-- start Listed records --

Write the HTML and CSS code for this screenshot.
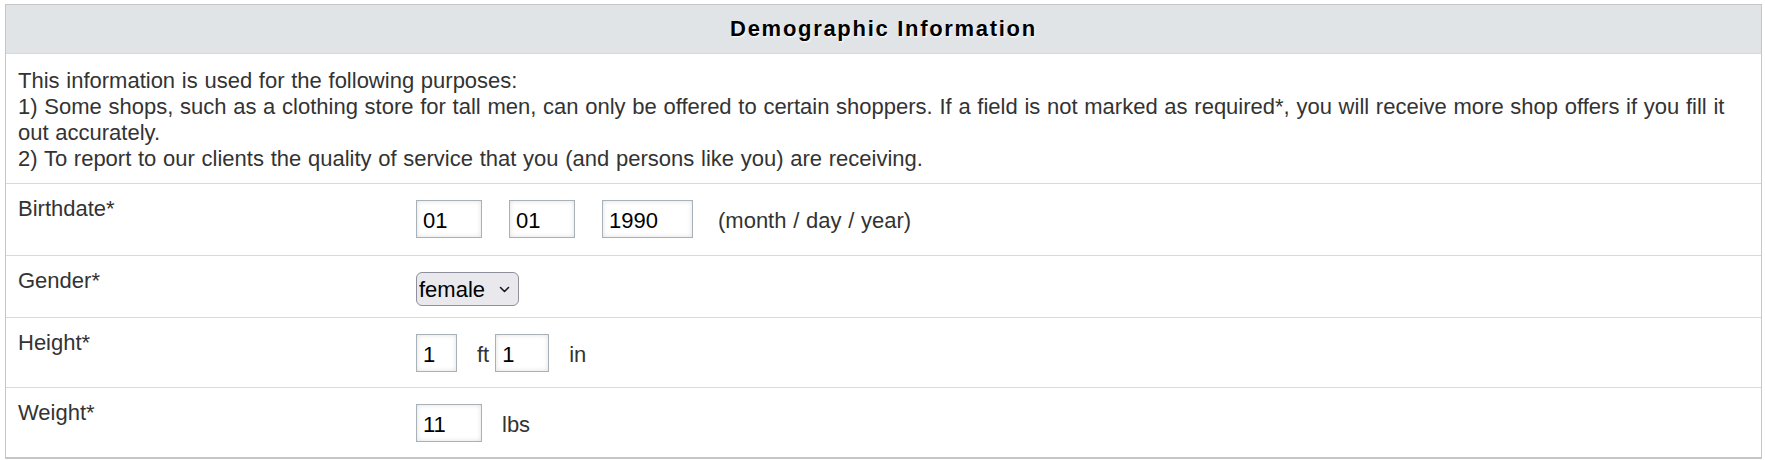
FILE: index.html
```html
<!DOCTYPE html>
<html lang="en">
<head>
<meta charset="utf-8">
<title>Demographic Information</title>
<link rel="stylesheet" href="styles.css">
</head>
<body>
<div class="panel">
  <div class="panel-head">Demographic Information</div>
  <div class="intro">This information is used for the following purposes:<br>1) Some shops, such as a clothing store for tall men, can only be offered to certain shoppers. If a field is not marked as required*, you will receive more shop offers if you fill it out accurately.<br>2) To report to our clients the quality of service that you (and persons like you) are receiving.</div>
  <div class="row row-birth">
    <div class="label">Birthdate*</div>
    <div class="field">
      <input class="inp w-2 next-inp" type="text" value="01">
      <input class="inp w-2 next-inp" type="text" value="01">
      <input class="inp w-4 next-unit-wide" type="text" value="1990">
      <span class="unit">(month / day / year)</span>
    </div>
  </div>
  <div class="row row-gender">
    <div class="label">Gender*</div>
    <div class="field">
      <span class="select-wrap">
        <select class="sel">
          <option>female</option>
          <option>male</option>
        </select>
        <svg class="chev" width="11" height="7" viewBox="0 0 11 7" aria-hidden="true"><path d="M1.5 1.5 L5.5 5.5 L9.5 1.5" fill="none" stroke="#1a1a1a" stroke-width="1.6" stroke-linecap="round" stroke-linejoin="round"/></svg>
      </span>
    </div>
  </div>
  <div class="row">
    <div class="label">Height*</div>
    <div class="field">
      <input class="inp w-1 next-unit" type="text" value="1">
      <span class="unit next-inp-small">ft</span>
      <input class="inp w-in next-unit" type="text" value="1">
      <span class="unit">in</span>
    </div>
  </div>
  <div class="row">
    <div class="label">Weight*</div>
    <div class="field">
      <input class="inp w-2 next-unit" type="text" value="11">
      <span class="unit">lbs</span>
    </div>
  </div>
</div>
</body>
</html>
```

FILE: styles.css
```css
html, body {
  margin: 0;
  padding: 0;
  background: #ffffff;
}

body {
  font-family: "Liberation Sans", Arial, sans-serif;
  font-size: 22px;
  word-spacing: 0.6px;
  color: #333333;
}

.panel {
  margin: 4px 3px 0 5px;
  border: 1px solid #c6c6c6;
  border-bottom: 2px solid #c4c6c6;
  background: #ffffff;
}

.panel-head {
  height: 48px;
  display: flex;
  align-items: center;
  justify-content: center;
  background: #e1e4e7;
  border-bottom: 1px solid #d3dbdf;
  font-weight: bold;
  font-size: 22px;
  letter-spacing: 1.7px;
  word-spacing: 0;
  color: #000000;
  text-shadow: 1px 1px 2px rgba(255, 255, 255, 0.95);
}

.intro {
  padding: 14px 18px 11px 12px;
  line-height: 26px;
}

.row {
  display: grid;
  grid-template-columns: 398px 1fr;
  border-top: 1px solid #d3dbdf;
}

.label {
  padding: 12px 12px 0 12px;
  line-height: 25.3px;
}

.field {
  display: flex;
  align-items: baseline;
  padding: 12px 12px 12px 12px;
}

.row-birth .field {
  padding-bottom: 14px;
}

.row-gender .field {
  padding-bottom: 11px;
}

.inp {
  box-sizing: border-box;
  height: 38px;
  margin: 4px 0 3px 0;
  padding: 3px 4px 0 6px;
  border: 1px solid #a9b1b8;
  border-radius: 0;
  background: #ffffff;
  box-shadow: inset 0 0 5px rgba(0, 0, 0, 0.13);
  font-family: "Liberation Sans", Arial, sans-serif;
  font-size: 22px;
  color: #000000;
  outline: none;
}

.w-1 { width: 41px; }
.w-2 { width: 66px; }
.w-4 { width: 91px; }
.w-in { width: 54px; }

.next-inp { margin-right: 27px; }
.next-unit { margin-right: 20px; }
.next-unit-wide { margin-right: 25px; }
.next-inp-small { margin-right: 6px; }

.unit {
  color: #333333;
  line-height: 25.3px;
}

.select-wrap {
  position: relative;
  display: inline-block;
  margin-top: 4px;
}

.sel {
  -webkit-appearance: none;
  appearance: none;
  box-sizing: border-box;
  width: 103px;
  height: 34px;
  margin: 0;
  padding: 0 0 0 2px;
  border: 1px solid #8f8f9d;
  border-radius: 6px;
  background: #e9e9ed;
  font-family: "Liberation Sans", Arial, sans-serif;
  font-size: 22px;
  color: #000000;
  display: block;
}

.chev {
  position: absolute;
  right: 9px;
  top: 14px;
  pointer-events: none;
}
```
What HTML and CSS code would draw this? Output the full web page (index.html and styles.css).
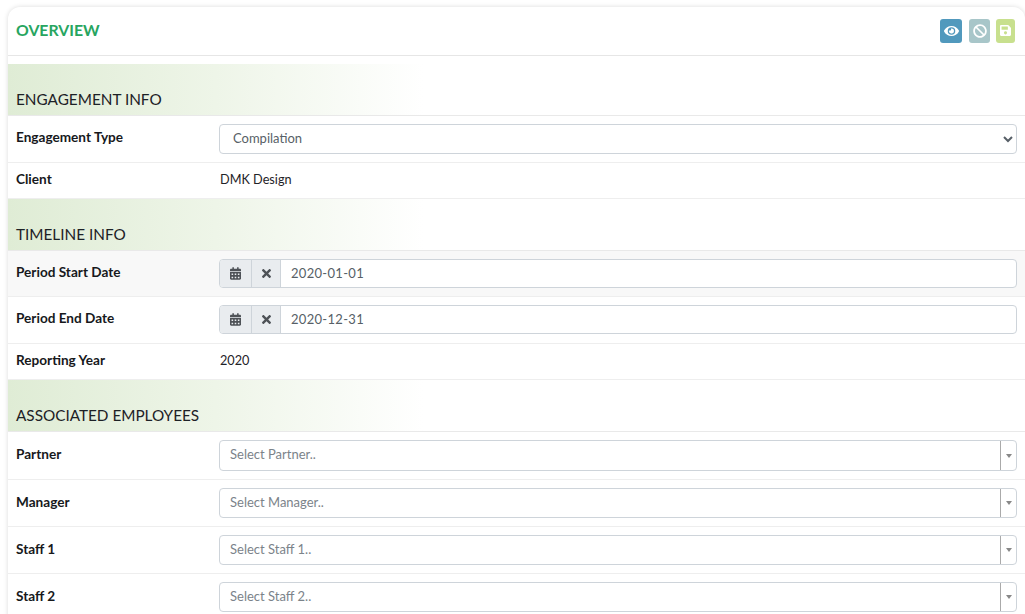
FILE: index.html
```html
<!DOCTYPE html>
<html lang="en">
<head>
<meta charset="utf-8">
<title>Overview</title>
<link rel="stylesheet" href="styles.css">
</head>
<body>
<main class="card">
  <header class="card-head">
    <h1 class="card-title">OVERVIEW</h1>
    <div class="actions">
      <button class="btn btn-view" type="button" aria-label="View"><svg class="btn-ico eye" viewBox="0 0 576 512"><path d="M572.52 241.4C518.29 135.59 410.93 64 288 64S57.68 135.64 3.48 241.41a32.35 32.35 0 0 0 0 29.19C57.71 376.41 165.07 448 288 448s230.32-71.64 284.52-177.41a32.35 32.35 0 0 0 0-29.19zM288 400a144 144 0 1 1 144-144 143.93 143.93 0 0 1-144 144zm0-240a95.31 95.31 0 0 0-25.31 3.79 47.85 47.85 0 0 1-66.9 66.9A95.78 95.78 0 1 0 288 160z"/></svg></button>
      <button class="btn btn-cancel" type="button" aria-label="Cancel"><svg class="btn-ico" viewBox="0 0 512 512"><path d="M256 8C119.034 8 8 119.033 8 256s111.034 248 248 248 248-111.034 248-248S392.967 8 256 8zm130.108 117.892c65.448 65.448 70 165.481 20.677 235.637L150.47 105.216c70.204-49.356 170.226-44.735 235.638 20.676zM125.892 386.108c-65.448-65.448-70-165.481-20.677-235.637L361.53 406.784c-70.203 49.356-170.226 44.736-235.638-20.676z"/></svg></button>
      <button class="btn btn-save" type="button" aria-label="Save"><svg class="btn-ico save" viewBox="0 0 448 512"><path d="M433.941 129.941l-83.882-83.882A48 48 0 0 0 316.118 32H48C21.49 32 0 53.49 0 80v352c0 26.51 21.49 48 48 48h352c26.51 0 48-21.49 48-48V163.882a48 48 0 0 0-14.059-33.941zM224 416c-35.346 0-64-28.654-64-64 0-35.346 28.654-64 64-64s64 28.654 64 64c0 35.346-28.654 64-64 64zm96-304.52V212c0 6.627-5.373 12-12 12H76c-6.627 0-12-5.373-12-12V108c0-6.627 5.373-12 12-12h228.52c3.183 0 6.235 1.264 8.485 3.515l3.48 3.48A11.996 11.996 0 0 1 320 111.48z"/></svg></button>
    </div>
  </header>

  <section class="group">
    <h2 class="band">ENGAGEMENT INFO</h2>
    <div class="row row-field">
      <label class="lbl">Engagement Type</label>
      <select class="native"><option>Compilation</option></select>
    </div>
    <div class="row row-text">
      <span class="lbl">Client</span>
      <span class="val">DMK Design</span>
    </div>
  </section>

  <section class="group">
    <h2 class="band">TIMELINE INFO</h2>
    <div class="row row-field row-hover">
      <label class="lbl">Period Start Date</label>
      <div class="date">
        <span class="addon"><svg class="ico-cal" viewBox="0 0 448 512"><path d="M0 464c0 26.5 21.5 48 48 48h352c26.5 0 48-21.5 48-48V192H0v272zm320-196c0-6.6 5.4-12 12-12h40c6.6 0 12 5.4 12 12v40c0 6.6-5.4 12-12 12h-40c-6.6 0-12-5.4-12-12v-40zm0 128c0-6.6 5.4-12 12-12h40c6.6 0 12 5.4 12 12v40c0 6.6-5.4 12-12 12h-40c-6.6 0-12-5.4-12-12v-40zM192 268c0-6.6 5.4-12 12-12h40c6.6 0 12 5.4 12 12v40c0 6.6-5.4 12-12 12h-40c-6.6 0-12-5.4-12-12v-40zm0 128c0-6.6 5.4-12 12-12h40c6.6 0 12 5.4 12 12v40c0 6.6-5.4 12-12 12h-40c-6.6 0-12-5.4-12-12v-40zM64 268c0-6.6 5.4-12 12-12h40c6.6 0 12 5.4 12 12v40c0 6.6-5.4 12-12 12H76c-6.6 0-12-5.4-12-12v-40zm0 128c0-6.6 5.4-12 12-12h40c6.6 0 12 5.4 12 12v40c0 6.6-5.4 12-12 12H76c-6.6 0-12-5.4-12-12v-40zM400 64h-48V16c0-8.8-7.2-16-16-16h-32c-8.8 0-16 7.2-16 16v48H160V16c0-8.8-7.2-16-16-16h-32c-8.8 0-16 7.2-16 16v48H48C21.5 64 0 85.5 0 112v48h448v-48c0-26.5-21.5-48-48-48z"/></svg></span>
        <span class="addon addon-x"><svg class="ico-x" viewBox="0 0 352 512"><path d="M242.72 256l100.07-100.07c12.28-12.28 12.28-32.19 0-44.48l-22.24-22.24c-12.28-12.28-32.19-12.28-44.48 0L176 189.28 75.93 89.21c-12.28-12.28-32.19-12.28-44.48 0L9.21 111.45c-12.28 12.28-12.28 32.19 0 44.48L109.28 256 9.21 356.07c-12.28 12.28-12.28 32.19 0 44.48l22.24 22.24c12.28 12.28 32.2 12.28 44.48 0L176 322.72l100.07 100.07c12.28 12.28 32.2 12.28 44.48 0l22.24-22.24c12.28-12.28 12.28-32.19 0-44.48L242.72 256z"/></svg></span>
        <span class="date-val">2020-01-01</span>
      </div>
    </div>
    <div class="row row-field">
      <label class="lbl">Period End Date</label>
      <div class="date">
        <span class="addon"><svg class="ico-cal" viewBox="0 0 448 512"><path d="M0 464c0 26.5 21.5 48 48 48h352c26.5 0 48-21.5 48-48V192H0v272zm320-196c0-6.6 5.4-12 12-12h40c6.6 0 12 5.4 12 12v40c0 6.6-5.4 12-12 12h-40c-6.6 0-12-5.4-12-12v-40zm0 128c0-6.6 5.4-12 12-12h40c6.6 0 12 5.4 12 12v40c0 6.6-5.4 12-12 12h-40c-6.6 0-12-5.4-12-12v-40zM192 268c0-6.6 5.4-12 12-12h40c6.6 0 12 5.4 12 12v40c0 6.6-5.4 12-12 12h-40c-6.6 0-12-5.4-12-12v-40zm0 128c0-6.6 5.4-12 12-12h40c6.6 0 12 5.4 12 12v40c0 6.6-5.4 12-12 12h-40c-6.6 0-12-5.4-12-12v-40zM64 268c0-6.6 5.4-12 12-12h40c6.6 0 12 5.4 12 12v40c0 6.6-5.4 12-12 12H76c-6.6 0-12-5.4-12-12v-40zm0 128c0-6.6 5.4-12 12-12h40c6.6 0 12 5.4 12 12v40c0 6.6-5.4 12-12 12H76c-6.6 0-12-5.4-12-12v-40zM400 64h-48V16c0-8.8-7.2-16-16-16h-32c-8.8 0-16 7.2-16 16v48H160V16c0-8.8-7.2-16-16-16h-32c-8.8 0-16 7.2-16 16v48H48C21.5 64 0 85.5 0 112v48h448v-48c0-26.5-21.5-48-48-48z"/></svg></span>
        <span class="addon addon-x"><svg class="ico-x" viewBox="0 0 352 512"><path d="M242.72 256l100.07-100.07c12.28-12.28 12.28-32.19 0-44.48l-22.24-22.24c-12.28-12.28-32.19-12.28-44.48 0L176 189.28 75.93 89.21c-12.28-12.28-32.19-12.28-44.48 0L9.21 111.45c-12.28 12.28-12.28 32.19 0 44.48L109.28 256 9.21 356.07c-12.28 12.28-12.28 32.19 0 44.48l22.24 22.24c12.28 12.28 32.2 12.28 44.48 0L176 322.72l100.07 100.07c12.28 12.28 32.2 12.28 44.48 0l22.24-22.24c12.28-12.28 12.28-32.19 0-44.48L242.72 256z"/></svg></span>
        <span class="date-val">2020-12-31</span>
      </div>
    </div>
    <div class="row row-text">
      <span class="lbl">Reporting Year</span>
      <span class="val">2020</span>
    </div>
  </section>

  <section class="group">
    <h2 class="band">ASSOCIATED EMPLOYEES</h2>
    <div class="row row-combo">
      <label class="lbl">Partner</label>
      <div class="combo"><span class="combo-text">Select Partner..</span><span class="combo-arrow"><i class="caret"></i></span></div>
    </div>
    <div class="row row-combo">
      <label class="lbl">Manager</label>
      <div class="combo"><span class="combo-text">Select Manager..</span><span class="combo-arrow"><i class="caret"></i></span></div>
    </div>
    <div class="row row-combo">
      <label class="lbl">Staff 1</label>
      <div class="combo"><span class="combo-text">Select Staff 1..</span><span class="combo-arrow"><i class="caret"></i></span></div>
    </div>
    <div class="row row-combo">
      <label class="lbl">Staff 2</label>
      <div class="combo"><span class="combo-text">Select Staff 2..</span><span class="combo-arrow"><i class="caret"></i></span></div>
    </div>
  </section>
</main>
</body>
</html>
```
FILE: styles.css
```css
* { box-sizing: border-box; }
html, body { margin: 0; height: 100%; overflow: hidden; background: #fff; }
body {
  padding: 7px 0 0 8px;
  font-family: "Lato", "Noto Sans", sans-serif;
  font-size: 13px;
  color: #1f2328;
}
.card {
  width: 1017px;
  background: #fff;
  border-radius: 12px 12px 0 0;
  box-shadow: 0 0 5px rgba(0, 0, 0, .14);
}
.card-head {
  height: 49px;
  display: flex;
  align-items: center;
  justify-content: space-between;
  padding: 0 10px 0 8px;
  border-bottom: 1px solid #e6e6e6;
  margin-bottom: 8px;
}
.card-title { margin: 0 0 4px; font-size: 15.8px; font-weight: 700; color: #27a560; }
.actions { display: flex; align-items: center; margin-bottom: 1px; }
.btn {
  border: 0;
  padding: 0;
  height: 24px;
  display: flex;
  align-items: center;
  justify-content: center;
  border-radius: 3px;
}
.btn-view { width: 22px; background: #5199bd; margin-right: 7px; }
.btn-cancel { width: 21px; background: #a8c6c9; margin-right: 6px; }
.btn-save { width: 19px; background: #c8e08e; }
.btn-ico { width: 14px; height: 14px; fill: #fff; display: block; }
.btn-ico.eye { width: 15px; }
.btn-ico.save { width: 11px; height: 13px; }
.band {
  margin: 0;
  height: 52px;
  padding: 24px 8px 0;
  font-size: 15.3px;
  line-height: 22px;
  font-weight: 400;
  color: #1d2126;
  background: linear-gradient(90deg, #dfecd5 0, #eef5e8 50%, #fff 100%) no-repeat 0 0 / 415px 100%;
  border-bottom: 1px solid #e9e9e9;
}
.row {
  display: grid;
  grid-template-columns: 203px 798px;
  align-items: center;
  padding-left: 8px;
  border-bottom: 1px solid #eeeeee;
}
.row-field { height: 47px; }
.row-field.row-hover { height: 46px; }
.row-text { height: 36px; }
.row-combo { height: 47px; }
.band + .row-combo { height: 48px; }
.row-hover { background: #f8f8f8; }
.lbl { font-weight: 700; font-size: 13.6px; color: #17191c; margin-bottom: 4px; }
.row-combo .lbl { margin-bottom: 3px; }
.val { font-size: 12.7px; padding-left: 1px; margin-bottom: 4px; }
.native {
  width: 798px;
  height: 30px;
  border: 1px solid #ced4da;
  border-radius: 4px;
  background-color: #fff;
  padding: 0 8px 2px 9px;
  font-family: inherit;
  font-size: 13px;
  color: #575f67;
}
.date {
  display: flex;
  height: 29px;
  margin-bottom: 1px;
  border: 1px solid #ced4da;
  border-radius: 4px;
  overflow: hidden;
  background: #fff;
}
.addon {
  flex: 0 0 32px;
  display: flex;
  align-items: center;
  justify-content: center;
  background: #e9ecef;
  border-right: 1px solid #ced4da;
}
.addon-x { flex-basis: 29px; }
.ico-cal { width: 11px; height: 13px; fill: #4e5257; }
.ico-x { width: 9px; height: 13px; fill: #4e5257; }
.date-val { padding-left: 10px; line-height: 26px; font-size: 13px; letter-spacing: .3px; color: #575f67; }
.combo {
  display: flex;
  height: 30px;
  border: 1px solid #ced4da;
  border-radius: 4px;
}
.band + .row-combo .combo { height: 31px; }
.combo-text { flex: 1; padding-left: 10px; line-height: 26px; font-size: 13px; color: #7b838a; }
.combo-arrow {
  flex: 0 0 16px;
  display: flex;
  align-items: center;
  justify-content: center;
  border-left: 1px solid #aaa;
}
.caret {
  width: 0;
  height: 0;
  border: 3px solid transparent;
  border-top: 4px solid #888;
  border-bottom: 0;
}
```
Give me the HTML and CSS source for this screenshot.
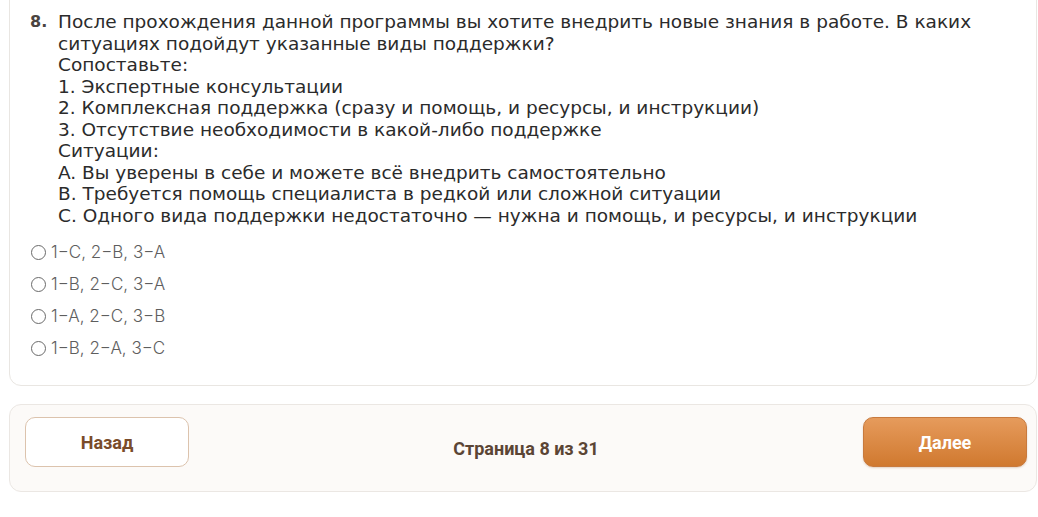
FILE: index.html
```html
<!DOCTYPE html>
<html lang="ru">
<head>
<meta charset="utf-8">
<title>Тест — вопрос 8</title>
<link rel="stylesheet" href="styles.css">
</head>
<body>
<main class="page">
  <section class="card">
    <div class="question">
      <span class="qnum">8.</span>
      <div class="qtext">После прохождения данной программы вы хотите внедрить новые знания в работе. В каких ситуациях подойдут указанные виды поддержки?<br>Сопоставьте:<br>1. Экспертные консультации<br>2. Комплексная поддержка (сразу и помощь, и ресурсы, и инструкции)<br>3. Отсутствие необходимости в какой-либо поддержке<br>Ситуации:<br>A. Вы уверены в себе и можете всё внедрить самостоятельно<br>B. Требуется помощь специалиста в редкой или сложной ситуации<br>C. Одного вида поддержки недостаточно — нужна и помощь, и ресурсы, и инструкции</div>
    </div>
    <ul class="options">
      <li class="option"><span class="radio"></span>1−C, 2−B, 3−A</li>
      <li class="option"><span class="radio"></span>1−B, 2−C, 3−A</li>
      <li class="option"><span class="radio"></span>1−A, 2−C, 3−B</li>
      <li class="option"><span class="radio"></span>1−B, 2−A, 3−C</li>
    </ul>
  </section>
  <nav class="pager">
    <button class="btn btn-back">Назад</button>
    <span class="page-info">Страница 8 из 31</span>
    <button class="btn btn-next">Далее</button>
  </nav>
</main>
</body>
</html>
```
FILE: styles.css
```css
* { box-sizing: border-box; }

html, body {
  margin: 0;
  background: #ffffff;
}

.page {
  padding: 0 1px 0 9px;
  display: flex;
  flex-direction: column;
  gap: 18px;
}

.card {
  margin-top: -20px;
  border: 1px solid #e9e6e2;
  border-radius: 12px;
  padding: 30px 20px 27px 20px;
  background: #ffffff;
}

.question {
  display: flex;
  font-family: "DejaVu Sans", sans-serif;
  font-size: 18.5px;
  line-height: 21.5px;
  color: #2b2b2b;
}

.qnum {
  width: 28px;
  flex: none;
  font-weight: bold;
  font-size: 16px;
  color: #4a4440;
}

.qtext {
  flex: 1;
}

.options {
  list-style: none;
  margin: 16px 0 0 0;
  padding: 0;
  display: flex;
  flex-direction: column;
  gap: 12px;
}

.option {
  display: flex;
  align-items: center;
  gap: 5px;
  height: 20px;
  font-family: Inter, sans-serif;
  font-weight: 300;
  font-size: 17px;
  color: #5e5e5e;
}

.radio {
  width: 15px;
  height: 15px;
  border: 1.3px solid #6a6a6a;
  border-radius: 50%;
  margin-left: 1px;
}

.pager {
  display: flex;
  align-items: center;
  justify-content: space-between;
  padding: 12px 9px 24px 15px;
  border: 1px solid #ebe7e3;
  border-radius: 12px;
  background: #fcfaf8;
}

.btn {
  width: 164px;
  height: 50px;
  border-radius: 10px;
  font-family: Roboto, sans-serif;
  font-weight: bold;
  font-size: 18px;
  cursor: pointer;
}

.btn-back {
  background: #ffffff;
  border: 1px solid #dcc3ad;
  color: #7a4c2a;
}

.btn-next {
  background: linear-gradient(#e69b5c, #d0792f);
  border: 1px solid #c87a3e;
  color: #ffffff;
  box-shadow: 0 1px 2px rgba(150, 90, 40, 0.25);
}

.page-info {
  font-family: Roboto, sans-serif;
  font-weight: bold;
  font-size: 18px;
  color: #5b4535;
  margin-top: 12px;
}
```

-- end Listed records --

Tally the lines of the data that hold the string "screenshot". Answer with the number and nothing more.

2